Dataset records

════════════════════

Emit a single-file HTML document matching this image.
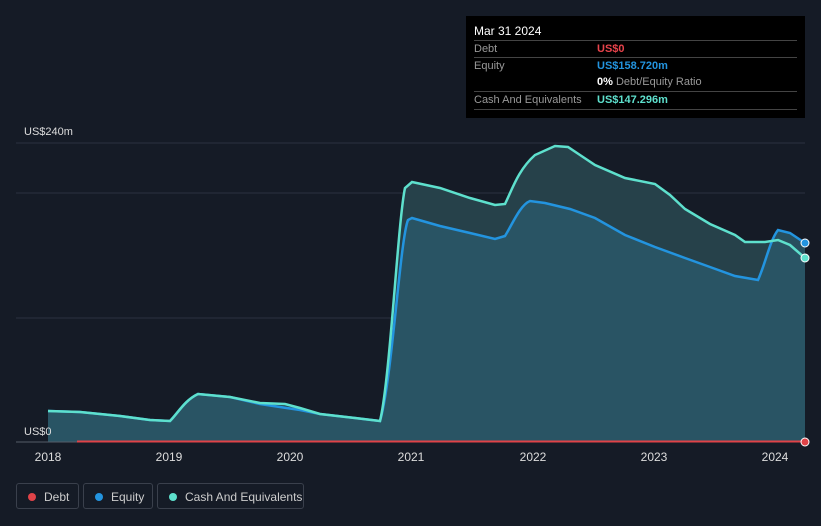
<!DOCTYPE html>
<html><head><meta charset="utf-8"><style>
html,body{margin:0;padding:0;background:#151b26;width:821px;height:526px;overflow:hidden;font-family:"Liberation Sans",sans-serif;}
.tip{position:absolute;left:466px;top:16px;width:339px;height:102px;background:#000;color:#ddd;font-size:11px;}
.tip .r{position:absolute;left:8px;right:8px;border-top:1px solid #444;height:17px;line-height:17px;color:#999}
.tip .v{position:absolute;left:123px;font-weight:bold}
.leg{position:absolute;top:483px;height:26px;border:1px solid #3a404c;border-radius:3px;color:#ccc;font-size:12px;line-height:26px;box-sizing:border-box;white-space:nowrap}
.leg i{position:absolute;left:11px;top:9px;width:8px;height:8px;border-radius:50%}
.leg span{position:absolute;left:27px;top:0}
</style></head><body>
<svg width="821" height="526" style="position:absolute;left:0;top:0">
<line x1="16" y1="143" x2="805" y2="143" stroke="#2b3240"/>
<line x1="16" y1="193" x2="805" y2="193" stroke="#2b3240"/>
<line x1="16" y1="318" x2="805" y2="318" stroke="#2b3240"/>
<path d="M48,411 L80,412 L120,416 L150,420 L170,421 C178,413 185,400 198,394 L230,397 L260,403 L285,404 L300,408 L320,414 L355,418 L380,421 C390,380 398,220 405,188 L412,182 L440,188 L470,198 L495,205 L505,204 C512,190 518,170 535,155 L555,146 L568,147 L580,155 L595,165 L625,178 L655,184 L670,195 L685,209 L710,224 L735,235 L745,242 L765,242 L778,240 L790,245 L805,258 L805,442 L48,442Z" fill="#26414a"/>
<path d="M48,411 L80,412 L120,416 L150,420 L170,421 C178,413 185,400 198,394 L230,397 L260,404 L300,410 L320,414 L355,418 L380,421 C392,380 400,240 408,220 L412,218 L440,226 L470,233 L495,239 L505,236 C512,225 520,205 530,201 L545,203 L570,209 L595,218 L625,235 L655,247 L685,258 L710,267 L735,276 L758,280 C765,265 770,240 778,230 L790,233 L805,243 L805,442 L48,442Z" fill="#2a5868" opacity="0.85"/>
<path d="M48,411 L80,412 L120,416 L150,420 L170,421 C178,413 185,400 198,394 L230,397 L260,404 L300,410 L320,414 L355,418 L380,421 C392,380 400,240 408,220 L412,218 L440,226 L470,233 L495,239 L505,236 C512,225 520,205 530,201 L545,203 L570,209 L595,218 L625,235 L655,247 L685,258 L710,267 L735,276 L758,280 C765,265 770,240 778,230 L790,233 L805,243" fill="none" stroke="#2394df" stroke-width="2.5"/>
<path d="M48,411 L80,412 L120,416 L150,420 L170,421 C178,413 185,400 198,394 L230,397 L260,403 L285,404 L300,408 L320,414 L355,418 L380,421 C390,380 398,220 405,188 L412,182 L440,188 L470,198 L495,205 L505,204 C512,190 518,170 535,155 L555,146 L568,147 L580,155 L595,165 L625,178 L655,184 L670,195 L685,209 L710,224 L735,235 L745,242 L765,242 L778,240 L790,245 L805,258" fill="none" stroke="#5ee0cd" stroke-width="2.5"/>
<line x1="16" y1="442" x2="805" y2="442" stroke="#555c68"/>
<line x1="77" y1="441.5" x2="805" y2="441.5" stroke="#e04348" stroke-width="2"/>
<circle cx="805" cy="442" r="4" fill="#e04348" stroke="#fff" stroke-width="1"/>
<circle cx="805" cy="243" r="4" fill="#2394df" stroke="#fff" stroke-width="1"/>
<circle cx="805" cy="258" r="4" fill="#5ee0cd" stroke="#fff" stroke-width="1"/>
<g fill="#ddd" font-size="11" font-family="Liberation Sans">
<text x="24" y="135">US$240m</text><text x="24" y="435">US$0</text>
</g>
<g fill="#ddd" font-size="12" font-family="Liberation Sans" text-anchor="middle">
<text x="48" y="461">2018</text><text x="169" y="461">2019</text><text x="290" y="461">2020</text><text x="411" y="461">2021</text><text x="533" y="461">2022</text><text x="654" y="461">2023</text><text x="775" y="461">2024</text>
</g>
</svg>
<div class="tip">
<div style="position:absolute;left:8px;top:8px;color:#fff;font-size:12px">Mar 31 2024</div>
<div class="r" style="top:24px">Debt<span class="v" style="color:#e8434b">US$0</span></div>
<div class="r" style="top:41px">Equity<span class="v" style="color:#2394df">US$158.720m</span></div>
<div class="r" style="top:58px;border-top:none"><span class="v" style="color:#fff">0% <span style="color:#999;font-weight:normal">Debt/Equity Ratio</span></span></div>
<div class="r" style="top:75px">Cash And Equivalents<span class="v" style="color:#5ee0cd">US$147.296m</span></div>
<div class="r" style="top:93px;height:0"></div>
</div>
<div class="leg" style="left:16px;width:63px"><i style="background:#e04348"></i><span>Debt</span></div>
<div class="leg" style="left:83px;width:70px"><i style="background:#2394df"></i><span>Equity</span></div>
<div class="leg" style="left:157px;width:147px"><i style="background:#5ee0cd"></i><span>Cash And Equivalents</span></div>
</body></html>
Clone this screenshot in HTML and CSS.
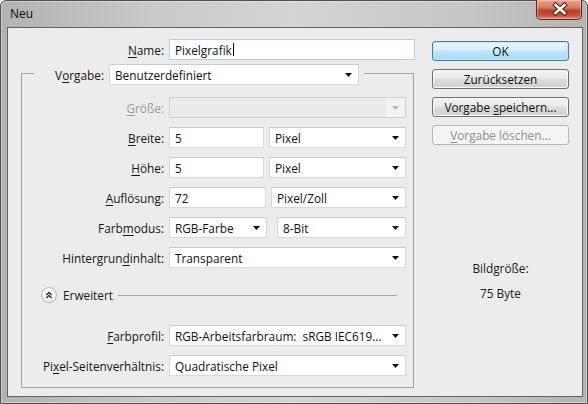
FILE: index.html
```html
<!DOCTYPE html>
<html lang="de">
<head>
<meta charset="utf-8">
<title>Neu</title>
<link rel="stylesheet" href="styles.css">
</head>
<body>
<div class="window">
  <div class="titlebar">
    <span class="title">Neu</span>
    <div class="close">
      <svg width="46" height="19" viewBox="0 0 46 19">
        <path d="M18.5 5 L27.5 13 M27.5 5 L18.5 13" stroke="#4b1f17" stroke-width="4.6" stroke-linecap="square" fill="none"/>
        <path d="M18.5 5 L27.5 13 M27.5 5 L18.5 13" stroke="#ffffff" stroke-width="2.6" stroke-linecap="square" fill="none"/>
      </svg>
    </div>
  </div>
  <div class="client">
    <div class="main">
      <div class="name-row">
        <span class="lbl name-lbl"><u>N</u>ame:</span>
        <div class="field input focused"><span>Pixelgrafik</span><span class="caret"></span></div>
      </div>
      <fieldset class="group">
        <legend class="legend">
          <div class="legend-inner">
            <span class="lbl legend-lbl">V<u>o</u>rgabe:</span>
            <div class="field select preset"><span>Benutzerdefiniert</span><svg class="arrow" width="7" height="4" viewBox="0 0 7 4"><polygon points="0,0 7,0 3.5,4" fill="#111"/></svg></div>
          </div>
        </legend>
        <div class="rows">
          <span class="lbl disabled"><u>G</u>röße:</span>
          <div class="field select dis"><span></span><span class="dis-arrow"><svg class="arrow" width="7" height="4" viewBox="0 0 7 4"><polygon points="0,0 7,0 3.5,4" fill="#b4b4b4"/></svg></span></div>

          <span class="lbl"><u>B</u>reite:</span>
          <div class="pair">
            <div class="field input w95">5</div>
            <div class="field select w137"><span>Pixel</span><svg class="arrow" width="7" height="4" viewBox="0 0 7 4"><polygon points="0,0 7,0 3.5,4" fill="#111"/></svg></div>
          </div>

          <span class="lbl"><u>H</u>öhe:</span>
          <div class="pair">
            <div class="field input w95">5</div>
            <div class="field select w137"><span>Pixel</span><svg class="arrow" width="7" height="4" viewBox="0 0 7 4"><polygon points="0,0 7,0 3.5,4" fill="#111"/></svg></div>
          </div>

          <span class="lbl"><u>A</u>uflösung:</span>
          <div class="pair">
            <div class="field input w97">72</div>
            <div class="field select w135"><span>Pixel/Zoll</span><svg class="arrow" width="7" height="4" viewBox="0 0 7 4"><polygon points="0,0 7,0 3.5,4" fill="#111"/></svg></div>
          </div>

          <span class="lbl">Farb<u>m</u>odus:</span>
          <div class="pair wide-gap">
            <div class="field select w98"><span>RGB-Farbe</span><svg class="arrow" width="7" height="4" viewBox="0 0 7 4"><polygon points="0,0 7,0 3.5,4" fill="#111"/></svg></div>
            <div class="field select w129"><span>8-Bit</span><svg class="arrow" width="7" height="4" viewBox="0 0 7 4"><polygon points="0,0 7,0 3.5,4" fill="#111"/></svg></div>
          </div>

          <span class="lbl">Hintergrun<u>d</u>inhalt:</span>
          <div class="field select"><span>Transparent</span><svg class="arrow" width="7" height="4" viewBox="0 0 7 4"><polygon points="0,0 7,0 3.5,4" fill="#111"/></svg></div>
        </div>

        <div class="advanced">
          <span class="toggle">
            <svg width="16" height="16" viewBox="0 0 16 16">
              <path d="M5.3 8 L8 5.5 L10.7 8 M5.3 11 L8 8.5 L10.7 11" stroke="#2a2a2a" stroke-width="1.3" fill="none"/>
            </svg>
          </span>
          <span class="adv-text">Erweitert</span>
          <span class="adv-line"></span>
        </div>

        <div class="rows rows2">
          <span class="lbl"><u>F</u>arbprofil:</span>
          <div class="field select"><span>RGB-Arbeitsfarbraum:&nbsp; sRGB IEC619...</span><svg class="arrow" width="7" height="4" viewBox="0 0 7 4"><polygon points="0,0 7,0 3.5,4" fill="#111"/></svg></div>

          <span class="lbl">Pi<u>x</u>el-Seitenverhältnis:</span>
          <div class="field select"><span>Quadratische Pixel</span><svg class="arrow" width="7" height="4" viewBox="0 0 7 4"><polygon points="0,0 7,0 3.5,4" fill="#111"/></svg></div>
        </div>
      </fieldset>
    </div>

    <div class="side">
      <div class="btn default"><span>OK</span></div>
      <div class="btn"><span>Zurücksetzen</span></div>
      <div class="btn"><span>Vorgabe <u>s</u>peichern...</span></div>
      <div class="btn disabled-btn"><span><u>V</u>orgabe löschen...</span></div>
      <div class="info">
        <div>Bildgröße:</div>
        <div class="info-val">75 Byte</div>
      </div>
    </div>
  </div>
</div>
</body>
</html>
```

FILE: styles.css
```css
* { box-sizing: border-box; }
html, body { margin: 0; padding: 0; }
body {
  width: 588px;
  height: 404px;
  overflow: hidden;
  background: #ffffff;
  font-family: "Open Sans", "Noto Sans", sans-serif;
  font-size: 11.8px;
  color: #1a1a1a;
}
u { text-decoration: underline; text-underline-offset: 2px; text-decoration-thickness: 1px; }

.window {
  position: relative;
  width: 588px;
  height: 404px;
  border: 1px solid #505050;
  border-radius: 6px 6px 0 0;
  background: linear-gradient(to right, #b2b2b2 0%, #c9c9c9 25%, #d4d4d4 50%, #c6c6c6 80%, #b4b4b4 100%);
  box-shadow: inset 0 0 0 1px rgba(255,255,255,0.35);
  display: flex;
  flex-direction: column;
}
.titlebar {
  height: 26px;
  display: flex;
  align-items: center;
  padding-left: 9px;
  padding-bottom: 1px;
}
.title { font-size: 12px; color: #0a0a0a; }
.close {
  position: absolute;
  top: -1px;
  right: 5px;
  width: 46px;
  height: 20px;
  border: 1px solid #5d281e;
  border-top: none;
  border-radius: 0 0 5px 5px;
  background: linear-gradient(#e6a493 0%, #d57a63 40%, #bf3f27 55%, #c4503a 80%, #dc8a70 100%);
  box-shadow: inset 0 0 0 1px rgba(255,220,210,0.45);
  overflow: hidden;
}
.close svg { display: block; }

.client {
  margin-left: 6px;
  width: 576px;
  height: 370px;
  border: 1px solid #626262;
  background: #ececec;
  display: flex;
}

.main { width: 407px; padding-top: 11px; }

.lbl { text-align: right; white-space: nowrap; color: #161616; }
.lbl.disabled { color: #9a9a9a; }

.name-row { display: flex; align-items: center; column-gap: 5px; height: 21px; }
.name-lbl { width: 156px; }
.name-row .field { width: 246px; }

.field {
  height: 21px;
  background: #ffffff;
  border: 1px solid #d9d9d9;
  border-top-color: #cacaca;
  display: flex;
  align-items: center;
  padding: 0 6px 0 5px;
  white-space: nowrap;
  color: #111;
}
.input.focused { border-color: #b3cfe9; padding-left: 5px; }
.caret { display: inline-block; width: 1px; height: 13px; background: #000; margin-left: 1px; }
.select { justify-content: space-between; }
.arrow { flex: none; display: block; }
.field.dis {
  background: #ebebeb;
  border-color: #cfcfcf;
  padding-right: 0;
}
.dis-arrow {
  height: 100%;
  width: 19px;
  background: #f3f3f3;
  display: flex;
  align-items: center;
  justify-content: center;
}

.group {
  margin: 1px 0 0 13px;
  padding: 0 0 11px 0;
  width: 393px;
  min-width: 0;
  border: 1px solid #a3a3a3;
}
.legend { margin-left: 12px; padding: 3px 5px 0 0; }
.legend-inner { display: flex; align-items: center; column-gap: 5px; }
.legend-lbl { width: 70px; }
.preset { width: 250px; }

.rows {
  display: grid;
  grid-template-columns: 142px 237px;
  grid-auto-rows: 21px;
  column-gap: 5px;
  row-gap: 9px;
  align-items: center;
  margin-top: 12px;
}
.rows2 { margin-top: 22px; }
.pair { display: flex; column-gap: 5px; }
.pair.wide-gap { column-gap: 10px; }
.w95 { width: 95px; }
.w97 { width: 97px; }
.w98 { width: 98px; }
.w129 { width: 129px; }
.w135 { width: 135px; }
.w137 { width: 137px; }

.advanced {
  margin-top: 19px;
  height: 16px;
  display: flex;
  align-items: center;
  padding-left: 19px;
  padding-right: 16px;
}
.toggle {
  width: 16px;
  height: 16px;
  border-radius: 50%;
  border: 1px solid #b9b9b9;
  background: radial-gradient(circle at 50% 35%, #ffffff 0%, #f4f4f4 55%, #dedede 100%);
  display: flex;
  align-items: center;
  justify-content: center;
  flex: none;
}
.toggle svg { display: block; margin: -1px; }
.adv-text { margin-left: 6px; }
.adv-line { flex: 1; height: 1px; background: #a9a9a9; margin-left: 5px; }

.side {
  margin-left: 17px;
  padding-top: 13px;
  width: 137px;
  display: flex;
  flex-direction: column;
  row-gap: 8px;
}
.btn {
  height: 20px;
  border: 1px solid #707070;
  border-radius: 3px;
  background: linear-gradient(#f2f2f2 0%, #ebebeb 45%, #dddddd 50%, #cfcfcf 100%);
  box-shadow: inset 0 0 0 1px #fbfbfb;
  display: flex;
  align-items: center;
  justify-content: center;
  color: #111;
  white-space: nowrap;
}
.btn.default {
  border-color: #3c7fb1;
  background: linear-gradient(#eaf6fd 0%, #d9f0fc 45%, #bee6fd 50%, #a7d9f5 100%);
  box-shadow: inset 0 0 0 1px #c4e5f6;
}
.btn.disabled-btn {
  border-color: #b5b8ba;
  background: #f4f4f4;
  box-shadow: none;
  color: #8d8d8d;
}
.info {
  margin-top: 107px;
  text-align: center;
  line-height: 16px;
}
.info-val { margin-top: 9px; }
```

════════════════════

Each line holding the word "this" counts once; report the total and nothing else.

Task answer: 2